Related Work & Insights¶
- vs. Marigold / Lotus / E2E-FT (Base models): These models fine-tune from T2I diffusion but only accept images. Iris re-introduces text conditions as an addition rather than a replacement, universally improving accuracy and convergence.
- vs. WorDepth / RSA (Text-aided depth): WorDepth learns variational priors of 3D scenes from text, and RSA uses text to predict scale to align relative depth to metric depth. These mostly use text in non-diffusion architectures. This paper focuses on the previously unstudied question of "the impact of text on diffusion-based MDE."
- vs. DepthCLIP: DepthCLIP uses CLIP's semantic depth responses for zero-shot ordinal depth. This paper does not use language as the depth signal itself but as a condition to narrow the solution space and guide diffusion denoising.
Rating¶
- Novelty: ⭐⭐⭐ Simple idea (reconnecting text conditions), but wins on "first systematic verification" rather than architectural innovation.

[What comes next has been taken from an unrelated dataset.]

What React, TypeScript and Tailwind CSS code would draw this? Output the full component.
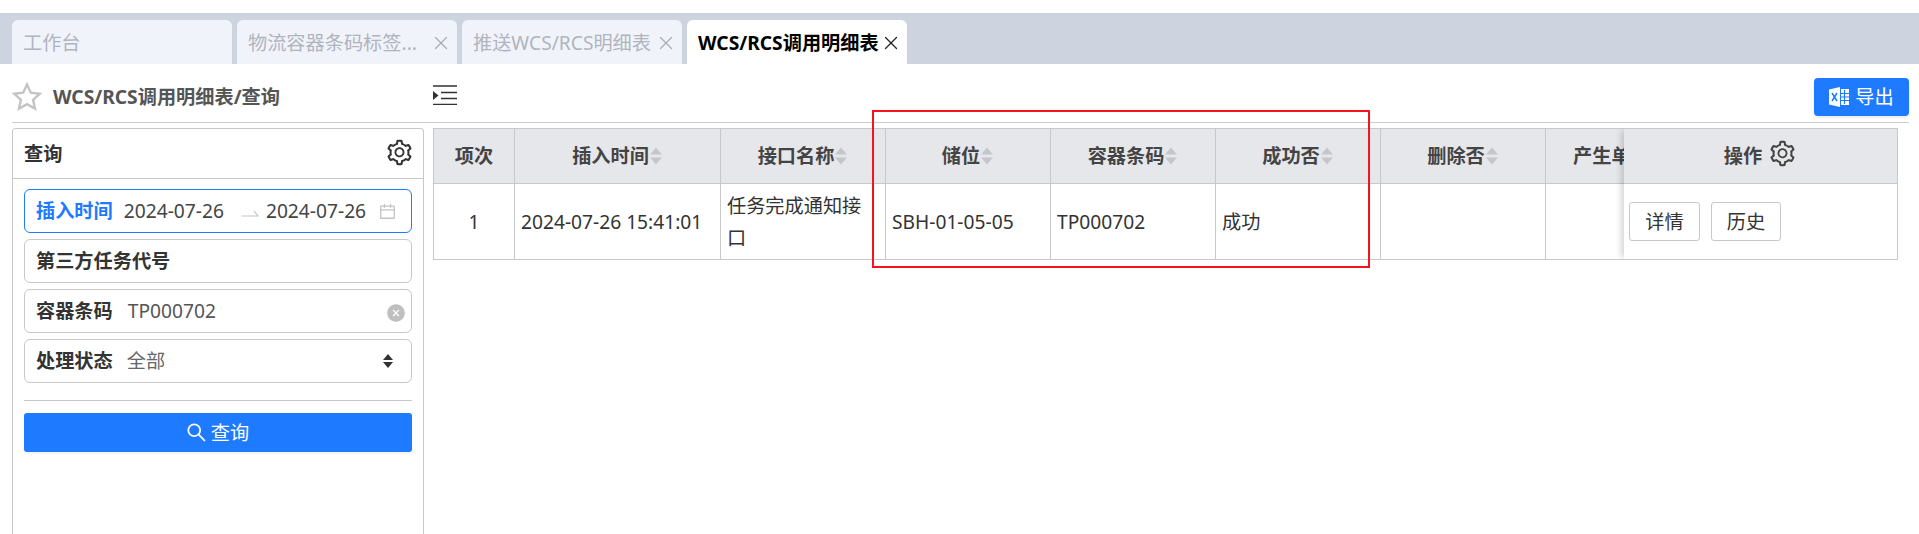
import React from 'react';
import { AiOutlineSetting, AiOutlineSearch, AiOutlineCalendar, AiFillCloseCircle } from 'react-icons/ai';
import { X } from 'lucide-react';

const font = "font-['Noto_Sans','Noto_Sans_CJK_SC',sans-serif]";

function Sorter() {
  return (
    <svg width="14" height="20" viewBox="0 0 14 20" className="shrink-0">
      <path d="M7 1.5 L13 8.5 L1 8.5 Z" fill="#c4c6c9" />
      <path d="M7 18.5 L13 11.5 L1 11.5 Z" fill="#c4c6c9" />
    </svg>
  );
}

function Tab({ label, active, close = true }: { label: string; active?: boolean; close?: boolean }) {
  return (
    <div className={`w-[220px] h-[44px] rounded-t-[6px] flex items-center pl-[11px] pr-[5px] pt-[1px] ${active ? 'bg-white text-black font-bold' : 'bg-[#f0f3f9] text-[#b0b4bf]'}`}>
      <span className="flex-1 whitespace-nowrap overflow-hidden">{label}</span>
      {close && <X size={22} strokeWidth={1.4} className={active ? 'text-[#222]' : 'text-[#a9adb8]'} />}
    </div>
  );
}

function Field({ label, active, children }: { label: string; active?: boolean; children?: React.ReactNode }) {
  return (
    <div className={`h-[44px] rounded-[6px] border flex items-center pl-[11px] pr-[5px] ${active ? 'border-[#1e7bff]' : 'border-[#c8c8c8]'}`}>
      <span className={`font-bold whitespace-nowrap ${active ? 'text-[#1e7bff]' : 'text-[#333]'}`}>{label}</span>
      {children}
    </div>
  );
}

const columns = [
  { title: '项次', width: 'w-[81px]', cell: '1', center: true },
  { title: '插入时间', width: 'w-[206px]', cell: '2024-07-26 15:41:01', sort: true },
  { title: '接口名称', width: 'w-[165px]', cell: '任务完成通知接口', sort: true },
  { title: '储位', width: 'w-[165px]', cell: 'SBH-01-05-05', sort: true },
  { title: '容器条码', width: 'w-[165px]', cell: 'TP000702', sort: true },
  { title: '成功否', width: 'w-[165px]', cell: '成功', sort: true },
  { title: '删除否', width: 'w-[165px]', cell: '', sort: true },
  { title: '产生单据号', width: 'w-[165px]', cell: '', sort: true },
];

export default function App() {
  return (
    <div className={`${font} relative h-[534px] bg-white overflow-hidden text-[19.2px] leading-[26px] text-[#333]`}>
      <div className="h-[13px]" />
      <div className="h-[51px] bg-[#cdd4e0] flex items-end pl-[12px] gap-[5px]">
        <Tab label="工作台" close={false} />
        <Tab label="物流容器条码标签..." />
        <Tab label="推送WCS/RCS明细表" />
        <Tab label="WCS/RCS调用明细表" active />
      </div>

      <div className="ml-[12px] mr-[10px] h-[59px] pt-[7px] border-b border-[#cccccc] flex items-center">
        <svg width="30" height="29" viewBox="0 0 30 29" fill="none" stroke="#c4c4c4" strokeWidth="2.4" className="shrink-0">
          <path d="M15 2.5l3.8 8.2 9 1-6.7 6.1 1.9 8.8L15 22.2l-8 4.4 1.9-8.8-6.7-6.1 9-1z" />
        </svg>
        <span className="ml-[11px] w-[380px] font-bold text-[#555]">WCS/RCS调用明细表/查询</span>
        <svg width="24" height="20" viewBox="0 0 24 20" className="shrink-0 -mt-[3px]">
          <path d="M0 1h24M8 7.5h16M8 13.5h16M0 19.5h24" stroke="#333" strokeWidth="1.6" />
          <path d="M0 6l5.5 4.5L0 15z" fill="#333" />
        </svg>
        <div className="flex-1" />
        <button className="w-[95px] h-[38px] rounded-[4px] bg-[#1e7bff] text-white flex items-center justify-center gap-[6px] shadow-[0_2px_3px_rgba(0,0,0,0.08)]">
          <svg width="20" height="20" viewBox="0 0 20 20" className="shrink-0">
            <path d="M0 2.5L11 0v20L0 17.5z" fill="#fff" />
            <path d="M3 6l5 8M8 6l-5 8" stroke="#1e7bff" strokeWidth="1.5" />
            <path d="M12 2h8v16h-8z" fill="#fff" />
            <path d="M15.5 3v14M12 6.5h8M12 10h8M12 13.5h8" stroke="#1e7bff" strokeWidth="1.2" />
          </svg>
          导出
        </button>
      </div>

      <div className="flex items-start pl-[12px] pt-[5px] gap-[9px] h-[340px]">
        <div className="w-[412px] h-[420px] shrink-0 border border-[#c8c8c8] rounded-t-[3px]">
          <div className="h-[50px] border-b border-[#c8c8c8] flex items-center justify-between pl-[11px] pr-[9px] font-bold">
            查询
            <AiOutlineSetting size={29} className="text-[#333] -mt-[3px]" />
          </div>
          <div className="px-[11px] pt-[10px] flex flex-col gap-[6px]">
            <Field label="插入时间" active>
              <span className="ml-[11px] text-[#444]">2024-07-26</span>
              <svg width="17" height="8" viewBox="0 0 17 8" className="ml-[18px] mr-[7px] mt-[3px] shrink-0">
                <path d="M0 7h16L12 2" fill="none" stroke="#c4c4c4" strokeWidth="1.2" />
              </svg>
              <span className="text-[#444]">2024-07-26</span>
              <AiOutlineCalendar size={19} className="ml-[12px] text-[#c4c4c4]" />
            </Field>
            <Field label="第三方任务代号" />
            <Field label="容器条码">
              <span className="ml-[15px] flex-1 text-[#555]">TP000702</span>
              <AiFillCloseCircle size={20} className="text-[#bfbfbf] mt-[4px]" />
            </Field>
            <Field label="处理状态">
              <span className="ml-[14px] flex-1 text-[#666]">全部</span>
              <svg width="12" height="16" viewBox="0 0 12 16" className="mr-[12px] shrink-0">
                <path d="M6 1l5 6H1zM6 15l5-6H1z" fill="#333" />
              </svg>
            </Field>
          </div>
          <div className="mx-[11px] mt-[17px] border-t border-[#c8c8c8]" />
          <div className="mx-[11px] mt-[12px] h-[39px] rounded-[3px] bg-[#1e7bff] text-white flex items-center justify-center gap-[3px] pr-[2px] shadow-[0_2px_3px_rgba(0,0,0,0.05)]">
            <AiOutlineSearch size={23} />
            查询
          </div>
        </div>

        <div className="relative w-[1465px] h-[132px] border border-[#c8c8c8] overflow-hidden">
          <div className="flex h-[55px] bg-[#e6e7eb] border-b border-[#c8c8c8] font-bold text-[#444]">
            {columns.map((c) => (
              <div key={c.title} className={`${c.width} shrink-0 border-r border-[#c8c8c8] flex items-center justify-center whitespace-nowrap overflow-hidden`}>
                {c.title}
                {c.sort && <Sorter />}
              </div>
            ))}
          </div>
          <div className="flex h-[75px]">
            {columns.map((c) => (
              <div key={c.title} className={`${c.width} shrink-0 border-r border-[#c8c8c8] flex items-center px-[6px] text-[#333] ${c.center ? 'justify-center' : ''} ${c.title === '接口名称' ? 'leading-[32px]' : ''}`}>
                {c.cell}
              </div>
            ))}
          </div>
          <div className="absolute right-0 top-0 bottom-0 w-[273px] bg-white shadow-[-5px_0_6px_-2px_rgba(0,0,0,0.16)]">
            <div className="h-[55px] bg-[#e6e7eb] border-b border-[#c8c8c8] flex items-center justify-center gap-[6px] font-bold text-[#444]">
              操作
              <AiOutlineSetting size={29} className="text-[#444] -mt-[5px]" />
            </div>
            <div className="h-[75px] flex items-center pl-[5px] gap-[11px] text-[#333]">
              <div className="w-[71px] h-[39px] border border-[#c8c8c8] rounded-[3px] flex items-center justify-center">详情</div>
              <div className="w-[70px] h-[39px] border border-[#c8c8c8] rounded-[3px] flex items-center justify-center">历史</div>
            </div>
          </div>
        </div>
      </div>

      <div className="absolute left-[872px] top-[110px] w-[498px] h-[158px] border-2 border-[#f5141c]" />
    </div>
  );
}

- Experimental Thoroughness: ⭐⭐⭐⭐ Three models \(\times\) five datasets \(\times\) three injection modes + multi-dimensional analysis (small objects/convergence/iteration); solid empirical evidence.
- Writing Quality: ⭐⭐⭐⭐ Clear hypothesis-verification logic, four findings are well-organized, with sufficient visualization.
- Value: ⭐⭐⭐⭐ Provides a plug-and-play, interactively correctable increment that is practical for the diffusion MDE community.